| STATED GOAL |
Return the material exactly, first line through the line containing "const td = 'border", and nothing more. Pictures stay out.

Recorded data:
———

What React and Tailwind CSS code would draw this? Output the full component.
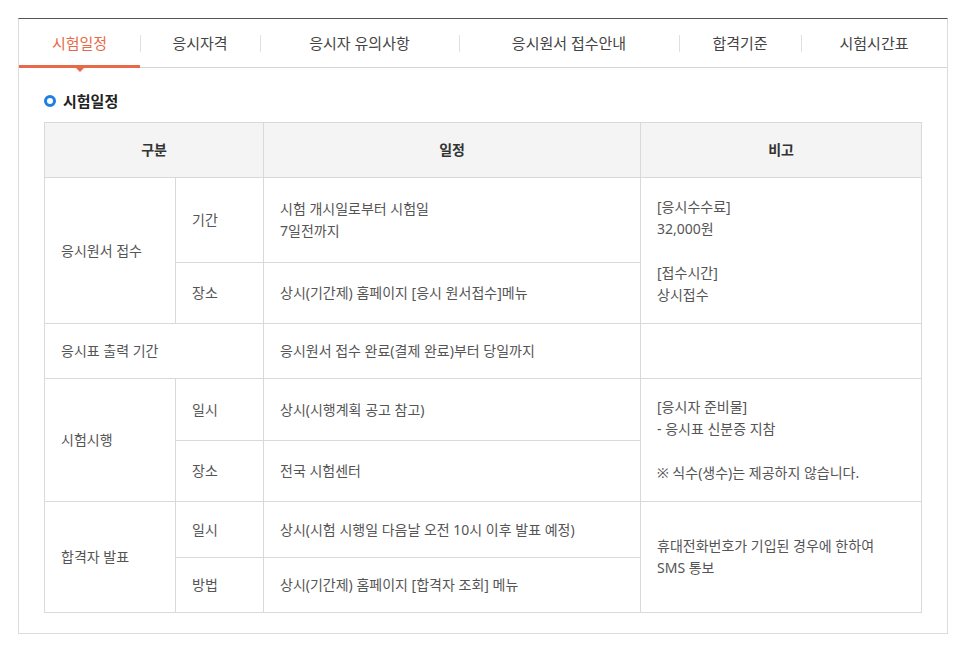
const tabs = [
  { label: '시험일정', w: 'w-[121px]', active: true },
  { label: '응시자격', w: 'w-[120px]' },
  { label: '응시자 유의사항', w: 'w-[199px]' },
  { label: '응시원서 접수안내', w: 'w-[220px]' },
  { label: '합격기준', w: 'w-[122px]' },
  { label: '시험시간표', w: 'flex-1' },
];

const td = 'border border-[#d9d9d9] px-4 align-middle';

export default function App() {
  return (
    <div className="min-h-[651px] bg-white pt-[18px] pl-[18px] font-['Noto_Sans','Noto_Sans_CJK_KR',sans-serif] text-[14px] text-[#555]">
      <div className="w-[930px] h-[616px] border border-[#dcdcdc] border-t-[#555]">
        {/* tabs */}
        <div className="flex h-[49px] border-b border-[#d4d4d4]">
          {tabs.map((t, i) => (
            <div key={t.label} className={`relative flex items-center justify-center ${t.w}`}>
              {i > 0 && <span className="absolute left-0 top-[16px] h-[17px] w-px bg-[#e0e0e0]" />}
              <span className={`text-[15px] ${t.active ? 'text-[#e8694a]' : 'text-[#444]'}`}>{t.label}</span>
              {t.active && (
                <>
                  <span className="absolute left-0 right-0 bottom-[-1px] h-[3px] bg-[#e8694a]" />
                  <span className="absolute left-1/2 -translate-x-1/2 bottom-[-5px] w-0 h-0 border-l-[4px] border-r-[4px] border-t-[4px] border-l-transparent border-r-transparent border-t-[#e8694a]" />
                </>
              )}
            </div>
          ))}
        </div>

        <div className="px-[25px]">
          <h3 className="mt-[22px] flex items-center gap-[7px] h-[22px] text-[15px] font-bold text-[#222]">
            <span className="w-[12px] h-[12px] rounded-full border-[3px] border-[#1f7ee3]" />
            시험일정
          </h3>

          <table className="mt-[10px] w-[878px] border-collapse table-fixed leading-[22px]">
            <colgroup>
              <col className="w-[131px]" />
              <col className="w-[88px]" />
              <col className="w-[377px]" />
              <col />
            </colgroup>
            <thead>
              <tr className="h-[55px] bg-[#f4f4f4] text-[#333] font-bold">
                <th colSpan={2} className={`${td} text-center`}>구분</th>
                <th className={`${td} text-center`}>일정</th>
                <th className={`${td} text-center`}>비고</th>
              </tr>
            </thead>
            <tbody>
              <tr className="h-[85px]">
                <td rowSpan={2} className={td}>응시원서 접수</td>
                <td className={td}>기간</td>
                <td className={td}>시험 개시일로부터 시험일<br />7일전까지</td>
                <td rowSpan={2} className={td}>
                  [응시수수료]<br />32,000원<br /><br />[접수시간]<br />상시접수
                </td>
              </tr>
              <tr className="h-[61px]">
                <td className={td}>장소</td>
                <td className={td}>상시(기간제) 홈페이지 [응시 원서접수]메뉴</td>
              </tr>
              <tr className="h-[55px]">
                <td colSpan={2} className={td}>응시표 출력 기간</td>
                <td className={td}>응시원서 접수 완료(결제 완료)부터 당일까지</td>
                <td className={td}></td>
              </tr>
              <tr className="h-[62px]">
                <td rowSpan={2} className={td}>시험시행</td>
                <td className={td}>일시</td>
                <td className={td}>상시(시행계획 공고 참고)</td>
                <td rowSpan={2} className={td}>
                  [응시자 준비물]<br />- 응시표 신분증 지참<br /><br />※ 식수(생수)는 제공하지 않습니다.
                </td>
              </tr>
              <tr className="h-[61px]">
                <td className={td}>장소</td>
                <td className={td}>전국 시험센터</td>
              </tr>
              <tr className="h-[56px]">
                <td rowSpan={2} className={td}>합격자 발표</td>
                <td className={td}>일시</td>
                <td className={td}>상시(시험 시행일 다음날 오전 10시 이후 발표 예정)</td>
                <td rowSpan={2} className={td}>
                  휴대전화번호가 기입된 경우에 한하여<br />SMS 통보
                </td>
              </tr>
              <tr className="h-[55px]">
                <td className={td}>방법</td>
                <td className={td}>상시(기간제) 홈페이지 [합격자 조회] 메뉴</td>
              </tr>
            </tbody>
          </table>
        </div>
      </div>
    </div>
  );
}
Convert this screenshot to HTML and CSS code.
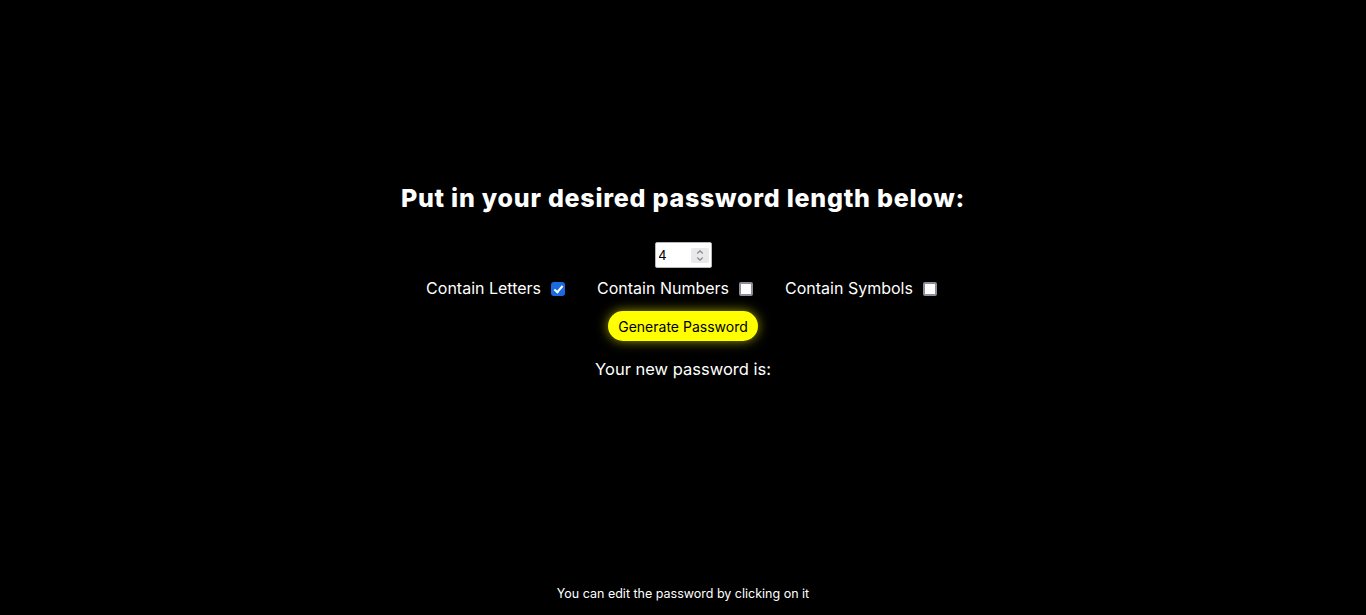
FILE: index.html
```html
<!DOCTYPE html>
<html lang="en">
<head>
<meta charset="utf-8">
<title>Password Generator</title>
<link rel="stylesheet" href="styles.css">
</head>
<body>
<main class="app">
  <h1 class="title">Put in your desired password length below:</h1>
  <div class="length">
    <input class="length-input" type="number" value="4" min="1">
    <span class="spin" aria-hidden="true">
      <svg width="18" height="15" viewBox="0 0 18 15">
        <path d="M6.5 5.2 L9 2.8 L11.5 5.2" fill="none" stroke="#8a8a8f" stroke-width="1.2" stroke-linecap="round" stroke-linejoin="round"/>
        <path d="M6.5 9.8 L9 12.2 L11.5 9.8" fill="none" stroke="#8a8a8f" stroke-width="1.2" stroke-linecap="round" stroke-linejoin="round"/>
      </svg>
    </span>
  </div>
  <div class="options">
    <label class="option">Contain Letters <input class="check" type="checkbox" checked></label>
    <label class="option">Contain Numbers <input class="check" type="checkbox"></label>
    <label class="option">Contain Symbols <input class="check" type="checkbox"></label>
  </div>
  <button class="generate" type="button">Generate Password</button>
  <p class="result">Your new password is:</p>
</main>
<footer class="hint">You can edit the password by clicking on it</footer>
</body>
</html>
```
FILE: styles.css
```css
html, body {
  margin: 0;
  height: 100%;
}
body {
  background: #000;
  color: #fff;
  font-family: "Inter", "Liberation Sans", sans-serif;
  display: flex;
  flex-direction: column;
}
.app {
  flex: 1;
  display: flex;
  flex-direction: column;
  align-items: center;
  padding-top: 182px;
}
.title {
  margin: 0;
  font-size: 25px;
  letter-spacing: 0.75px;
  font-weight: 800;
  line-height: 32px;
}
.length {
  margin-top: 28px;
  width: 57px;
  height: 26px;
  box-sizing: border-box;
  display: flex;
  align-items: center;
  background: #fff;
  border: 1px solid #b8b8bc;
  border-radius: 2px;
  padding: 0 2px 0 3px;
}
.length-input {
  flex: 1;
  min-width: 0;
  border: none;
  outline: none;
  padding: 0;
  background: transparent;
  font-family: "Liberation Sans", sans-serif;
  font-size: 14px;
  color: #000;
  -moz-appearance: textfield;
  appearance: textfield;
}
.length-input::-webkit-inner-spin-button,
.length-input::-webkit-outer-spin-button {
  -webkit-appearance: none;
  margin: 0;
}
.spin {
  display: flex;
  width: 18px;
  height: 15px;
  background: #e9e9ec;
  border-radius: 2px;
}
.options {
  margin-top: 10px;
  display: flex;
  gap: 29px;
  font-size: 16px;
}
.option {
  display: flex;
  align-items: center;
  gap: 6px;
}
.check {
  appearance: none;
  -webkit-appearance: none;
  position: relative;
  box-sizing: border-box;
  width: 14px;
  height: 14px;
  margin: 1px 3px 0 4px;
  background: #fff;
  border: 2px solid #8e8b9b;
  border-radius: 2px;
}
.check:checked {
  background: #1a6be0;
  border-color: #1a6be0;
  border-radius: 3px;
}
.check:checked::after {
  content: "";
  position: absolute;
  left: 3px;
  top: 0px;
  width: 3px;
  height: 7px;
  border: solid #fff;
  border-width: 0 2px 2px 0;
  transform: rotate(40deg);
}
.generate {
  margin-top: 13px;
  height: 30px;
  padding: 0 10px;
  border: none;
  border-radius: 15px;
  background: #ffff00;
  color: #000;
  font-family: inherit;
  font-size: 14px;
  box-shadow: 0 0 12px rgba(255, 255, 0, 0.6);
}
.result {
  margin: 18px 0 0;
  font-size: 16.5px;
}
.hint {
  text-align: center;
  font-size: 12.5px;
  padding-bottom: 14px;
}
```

———

| TASK OUTPUT |
What React and Tailwind CSS code would draw this? Output the full component.
const tabs = [
  { label: '시험일정', w: 'w-[121px]', active: true },
  { label: '응시자격', w: 'w-[120px]' },
  { label: '응시자 유의사항', w: 'w-[199px]' },
  { label: '응시원서 접수안내', w: 'w-[220px]' },
  { label: '합격기준', w: 'w-[122px]' },
  { label: '시험시간표', w: 'flex-1' },
];

const td = 'border border-[#d9d9d9] px-4 align-middle';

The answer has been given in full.